> **Source data**:
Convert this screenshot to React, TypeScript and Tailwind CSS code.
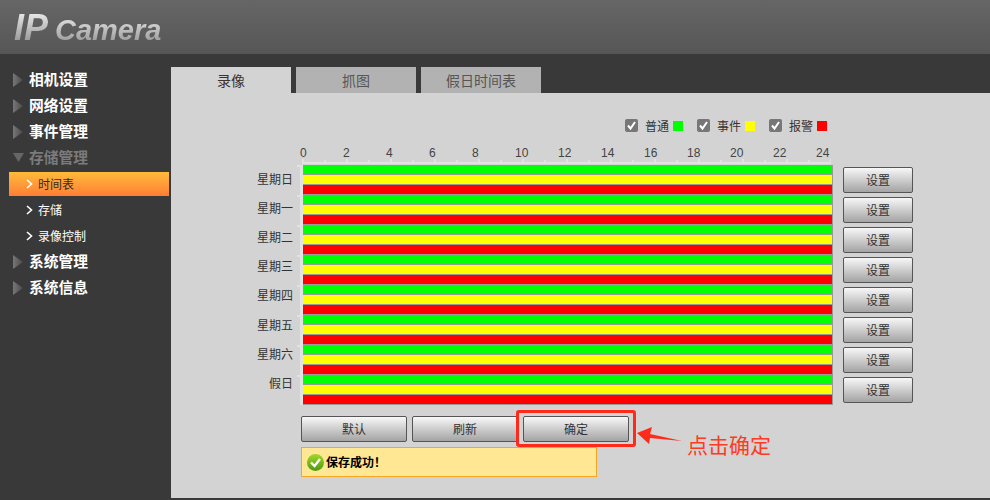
const cjk = "font-['Noto_Sans_CJK_SC','Liberation_Sans',sans-serif]"

const menu = [
  { label: '相机设置' },
  { label: '网络设置' },
  { label: '事件管理' },
  {
    label: '存储管理',
    open: true,
    children: [
      { label: '时间表', active: true },
      { label: '存储' },
      { label: '录像控制' },
    ],
  },
  { label: '系统管理' },
  { label: '系统信息' },
]

const days = ['星期日', '星期一', '星期二', '星期三', '星期四', '星期五', '星期六', '假日']
const hours = [0, 2, 4, 6, 8, 10, 12, 14, 16, 18, 20, 22, 24]
const bands = ['bg-[#00ff00]', 'bg-[#ffff00]', 'bg-[#ff0000]']

function Triangle({ open }: { open?: boolean }) {
  return (
    <svg width="11" height="14" viewBox="0 0 11 14" className="shrink-0">
      <defs>
        <linearGradient id="tri" x1="0" x2="1" y1="0" y2="0">
          <stop offset="0" stopColor="#777" />
          <stop offset="1" stopColor="#4a4a4a" />
        </linearGradient>
      </defs>
      {open ? <path d="M0 2 H11 L5.5 11 Z" fill="#666" /> : <path d="M0 0 L10 7 L0 14 Z" fill="url(#tri)" />}
    </svg>
  )
}

function Chevron() {
  return (
    <svg width="7" height="10" viewBox="0 0 7 10" className="shrink-0">
      <path d="M1 1 L5.5 5 L1 9" fill="none" stroke="#fff" strokeWidth="1.6" />
    </svg>
  )
}

function Sidebar() {
  return (
    <aside className="w-[171px] shrink-0">
      {menu.map((item) => (
        <div key={item.label}>
          <div className="flex h-[26px] items-center gap-[5px] pl-[13px]">
            <Triangle open={item.open} />
            <span className={`pb-[1px] text-[14.75px] font-bold leading-none ${item.open ? 'text-[#7b7b7b]' : 'text-white'}`}>
              {item.label}
            </span>
          </div>
          {item.children && item.children.map((child) => (
            <div
              key={child.label}
              className={
                child.active
                  ? 'ml-[9px] mr-[2px] my-[1px] flex h-[24px] items-center gap-[5px] pl-[17px] bg-gradient-to-b from-[#ffbb3a] to-[#ff7d36] text-[#3a2a1a]'
                  : 'ml-[9px] mr-[2px] flex h-[26px] items-center gap-[5px] pl-[17px] text-white'
              }
            >
              <Chevron />
              <span className="text-[12px] leading-none">{child.label}</span>
            </div>
          ))}
        </div>
      ))}
    </aside>
  )
}

function Tabs() {
  return (
    <div className="flex h-[26px] gap-[5px] bg-[#393939]">
      <div className="flex w-[120px] items-center justify-center bg-[#d3d3d3] text-[14px] text-[#40302c]">录像</div>
      <div className="flex w-[120px] items-center justify-center bg-[#b2b2b2] text-[14px] text-[#555]">抓图</div>
      <div className="flex w-[120px] items-center justify-center bg-[#b2b2b2] text-[14px] text-[#555]">假日时间表</div>
    </div>
  )
}

function LegendItem({ label, color }: { label: string; color: string }) {
  return (
    <div className="flex items-center">
      <span className="flex h-[13px] w-[13px] items-center justify-center rounded-[2px] bg-[#777]">
        <svg width="11" height="11" viewBox="0 0 11 11">
          <path d="M2 5.5 L4.5 8.5 L9 2" fill="none" stroke="#fff" strokeWidth="2" />
        </svg>
      </span>
      <span className="ml-[7px] text-[12px] leading-none text-[#333]">{label}</span>
      <span className={`ml-[4px] h-[10px] w-[10px] ${color}`} />
    </div>
  )
}

function Btn({ label, className }: { label: string; className: string }) {
  return (
    <button
      className={`h-[26px] rounded-[2px] border border-[#555] bg-gradient-to-b from-[#f8f8f8] to-[#a4a4a4] text-[12px] leading-none text-[#333] ${className}`}
    >
      {label}
    </button>
  )
}

function Ruler() {
  return (
    <div className="h-[18px]">
      <div className="ml-[-3px] flex h-[12px]">
        {hours.map((h) => (
          <span key={h} className="w-[43px] shrink-0 font-['Liberation_Sans',sans-serif] text-[12px] leading-[12px] text-[#444]">
            {h}
          </span>
        ))}
      </div>
      <svg width="529" height="6" className="ml-[-1px] block" shapeRendering="crispEdges">
        <rect x="0" y="3" width="530" height="2" fill="#e2e2e2" />
        {Array.from({ length: 25 }).map((_, i) => (
          <rect key={i} x={i * 22} y={i % 2 ? 1 : 0} width="2" height="3" fill="#e2e2e2" />
        ))}
      </svg>
    </div>
  )
}

function Schedule() {
  return (
    <div className="flex">
      <div className="w-[122px] shrink-0 pt-[17px]">
        {days.map((d) => (
          <div key={d} className="flex h-[29.2px] items-center justify-end text-[12px] leading-none text-[#333]">
            {d}
          </div>
        ))}
      </div>
      <div className="ml-[10px] w-[530px] shrink-0">
        <Ruler />
        <div className="ml-[-3px] border-l-[3px] border-[#e2e2e2]">
          <div className="border-r border-[#999]">
            {days.map((d) => (
              <div key={d} className="relative">
                <span className="absolute left-[-6px] top-0 h-[2px] w-[3px] bg-[#e2e2e2]" />
                {bands.map((b) => (
                  <div key={b} className={`h-[10px] border-b border-[#999] ${b}`} />
                ))}
              </div>
            ))}
          </div>
        </div>
      </div>
      <div className="ml-[10px] flex flex-col gap-[4px] pt-[20px]">
        {days.map((d) => (
          <Btn key={d} label="设置" className="w-[70px]" />
        ))}
      </div>
    </div>
  )
}

export default function App() {
  return (
    <div className={`flex h-[500px] w-[990px] flex-col overflow-hidden bg-[#393939] ${cjk}`}>
      <header className="h-[54px] shrink-0 bg-gradient-to-b from-[#666666] to-[#565656] pl-[14px]">
        <div className="flex items-baseline pt-[9px] font-['Liberation_Sans',sans-serif] font-bold italic leading-[38px]">
          <span className="bg-gradient-to-b from-[#f4f4f4] to-[#8a8a8a] bg-clip-text pr-[4px] text-[36px] text-transparent">IP</span>
          <span className="ml-[3px] bg-gradient-to-b from-[#f4f4f4] to-[#8a8a8a] bg-clip-text pr-[2px] text-[29px] text-transparent">Camera</span>
        </div>
      </header>
      <div className="flex flex-1 pt-[13px] pb-[2px]">
        <Sidebar />
        <main className="relative flex-1 bg-[#d3d3d3]">
          <Tabs />
          <div className="flex justify-end gap-[14px] pr-[163px] pt-[26px]">
            <LegendItem label="普通" color="bg-[#00ff00]" />
            <LegendItem label="事件" color="bg-[#ffff00]" />
            <LegendItem label="报警" color="bg-[#ff0000]" />
          </div>
          <div className="pt-[15px]">
            <Schedule />
          </div>
          <div className="ml-[130px] mt-[11px] flex gap-[5px]">
            <Btn label="默认" className="w-[106px]" />
            <Btn label="刷新" className="w-[106px]" />
            <Btn label="确定" className="w-[106px]" />
          </div>
          <div className="ml-[130px] mt-[5px] flex h-[30px] w-[296px] items-center gap-[2px] border border-[#f5a623] bg-[#ffe793] pl-[5px]">
            <svg width="17" height="17" viewBox="0 0 17 17" className="shrink-0">
              <defs>
                <linearGradient id="ok" x1="0" x2="0" y1="0" y2="1">
                  <stop offset="0" stopColor="#a4d62c" />
                  <stop offset="1" stopColor="#4c9a0e" />
                </linearGradient>
              </defs>
              <circle cx="8.5" cy="8.5" r="8.5" fill="url(#ok)" />
              <path d="M4 8.5 L7.5 12 L13 5" fill="none" stroke="#fff" strokeWidth="2.4" />
            </svg>
            <span className="text-[12px] font-bold leading-none text-black">保存成功！</span>
          </div>

          {/* annotation drawn over the screenshot */}
          <div className="absolute left-[345px] top-[343px] h-[37px] w-[120px] rounded-[3px] border-[3px] border-[#ff2a1a]" />
          <svg width="50" height="20" viewBox="0 0 50 20" className="absolute left-[465px] top-[358px]">
            <path d="M1 8 L16 2 L14 9 L46 16 L14 13 L13 19 Z" fill="#ff2a1a" />
          </svg>
          <div className="absolute left-[516px] top-[365px] text-[21px] leading-[24px] text-[#ff3a22]">点击确定</div>
        </main>
      </div>
    </div>
  )
}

> **Problem requirements**: Reproduce only the lines from the beginning of the data through the line that contains "const bands = ['bg-[#00ff00]', 'bg-[#ffff00]', 'bg-[#ff0000]']", both included, and please drop the pictures.

> **Final result**:
Convert this screenshot to React, TypeScript and Tailwind CSS code.
const cjk = "font-['Noto_Sans_CJK_SC','Liberation_Sans',sans-serif]"

const menu = [
  { label: '相机设置' },
  { label: '网络设置' },
  { label: '事件管理' },
  {
    label: '存储管理',
    open: true,
    children: [
      { label: '时间表', active: true },
      { label: '存储' },
      { label: '录像控制' },
    ],
  },
  { label: '系统管理' },
  { label: '系统信息' },
]

const days = ['星期日', '星期一', '星期二', '星期三', '星期四', '星期五', '星期六', '假日']
const hours = [0, 2, 4, 6, 8, 10, 12, 14, 16, 18, 20, 22, 24]
const bands = ['bg-[#00ff00]', 'bg-[#ffff00]', 'bg-[#ff0000]']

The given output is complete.